• WHAT IS BEING ASKED:
Transcribe the material exactly. Images do not belong in the copy.

• DATA EXCERPT:
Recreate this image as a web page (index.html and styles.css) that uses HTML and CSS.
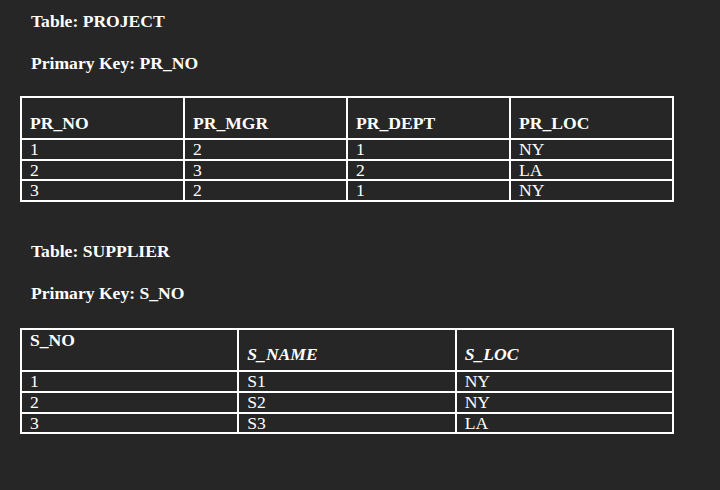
FILE: index.html
```html
<!DOCTYPE html>
<html>
<head>
<meta charset="utf-8">
<link rel="stylesheet" href="styles.css">
</head>
<body>
<p class="title">Table: PROJECT</p>
<p class="key">Primary Key: PR_NO</p>
<table class="grid">
  <thead>
    <tr><th>PR_NO</th><th>PR_MGR</th><th>PR_DEPT</th><th>PR_LOC</th></tr>
  </thead>
  <tbody>
    <tr><td>1</td><td>2</td><td>1</td><td>NY</td></tr>
    <tr><td>2</td><td>3</td><td>2</td><td>LA</td></tr>
    <tr><td>3</td><td>2</td><td>1</td><td>NY</td></tr>
  </tbody>
</table>
<p class="title second">Table: SUPPLIER</p>
<p class="key">Primary Key: S_NO</p>
<table class="grid lower">
  <thead>
    <tr><th class="top">S_NO</th><th class="it">S_NAME</th><th class="it">S_LOC</th></tr>
  </thead>
  <tbody>
    <tr><td>1</td><td>S1</td><td>NY</td></tr>
    <tr><td>2</td><td>S2</td><td>NY</td></tr>
    <tr><td>3</td><td>S3</td><td>LA</td></tr>
  </tbody>
</table>
</body>
</html>
```
FILE: styles.css
```css
html, body {
  margin: 0;
  background: #262626;
}
body {
  padding: 0 20px;
  color: #ffffff;
  font-family: "Liberation Serif", "Times New Roman", serif;
  font-size: 17.6px;
}
.title, .key {
  margin: 0 0 0 11px;
  font-weight: bold;
  line-height: 20px;
}
.title {
  padding-top: 11px;
}
.title.second {
  padding-top: 39px;
}
.key {
  margin-top: 22px;
}
.grid {
  margin-top: 23px;
  width: 654px;
  table-layout: fixed;
  border-collapse: collapse;
  border: 2px solid #ffffff;
}
.grid.lower {
  margin-top: 25px;
}
.grid th, .grid td {
  border: 2px solid #ffffff;
  padding: 0 0 0 8px;
  text-align: left;
}
.grid th {
  height: 42px;
  box-sizing: border-box;
  vertical-align: bottom;
  padding-bottom: 5px;
  line-height: 20px;
  font-weight: bold;
}
.grid th.top {
  vertical-align: top;
  padding-bottom: 0;
}
.grid th.it {
  font-style: italic;
  padding-bottom: 6px;
}
.grid td {
  line-height: 18.7px;
}
```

• WRITTEN RESPONSE:
Recreate this image as a web page (index.html and styles.css) that uses HTML and CSS.
FILE: index.html
```html
<!DOCTYPE html>
<html>
<head>
<meta charset="utf-8">
<link rel="stylesheet" href="styles.css">
</head>
<body>
<p class="title">Table: PROJECT</p>
<p class="key">Primary Key: PR_NO</p>
<table class="grid">
  <thead>
    <tr><th>PR_NO</th><th>PR_MGR</th><th>PR_DEPT</th><th>PR_LOC</th></tr>
  </thead>
  <tbody>
    <tr><td>1</td><td>2</td><td>1</td><td>NY</td></tr>
    <tr><td>2</td><td>3</td><td>2</td><td>LA</td></tr>
    <tr><td>3</td><td>2</td><td>1</td><td>NY</td></tr>
  </tbody>
</table>
<p class="title second">Table: SUPPLIER</p>
<p class="key">Primary Key: S_NO</p>
<table class="grid lower">
  <thead>
    <tr><th class="top">S_NO</th><th class="it">S_NAME</th><th class="it">S_LOC</th></tr>
  </thead>
  <tbody>
    <tr><td>1</td><td>S1</td><td>NY</td></tr>
    <tr><td>2</td><td>S2</td><td>NY</td></tr>
    <tr><td>3</td><td>S3</td><td>LA</td></tr>
  </tbody>
</table>
</body>
</html>
```
FILE: styles.css
```css
html, body {
  margin: 0;
  background: #262626;
}
body {
  padding: 0 20px;
  color: #ffffff;
  font-family: "Liberation Serif", "Times New Roman", serif;
  font-size: 17.6px;
}
.title, .key {
  margin: 0 0 0 11px;
  font-weight: bold;
  line-height: 20px;
}
.title {
  padding-top: 11px;
}
.title.second {
  padding-top: 39px;
}
.key {
  margin-top: 22px;
}
.grid {
  margin-top: 23px;
  width: 654px;
  table-layout: fixed;
  border-collapse: collapse;
  border: 2px solid #ffffff;
}
.grid.lower {
  margin-top: 25px;
}
.grid th, .grid td {
  border: 2px solid #ffffff;
  padding: 0 0 0 8px;
  text-align: left;
}
.grid th {
  height: 42px;
  box-sizing: border-box;
  vertical-align: bottom;
  padding-bottom: 5px;
  line-height: 20px;
  font-weight: bold;
}
.grid th.top {
  vertical-align: top;
  padding-bottom: 0;
}
.grid th.it {
  font-style: italic;
  padding-bottom: 6px;
}
.grid td {
  line-height: 18.7px;
}
```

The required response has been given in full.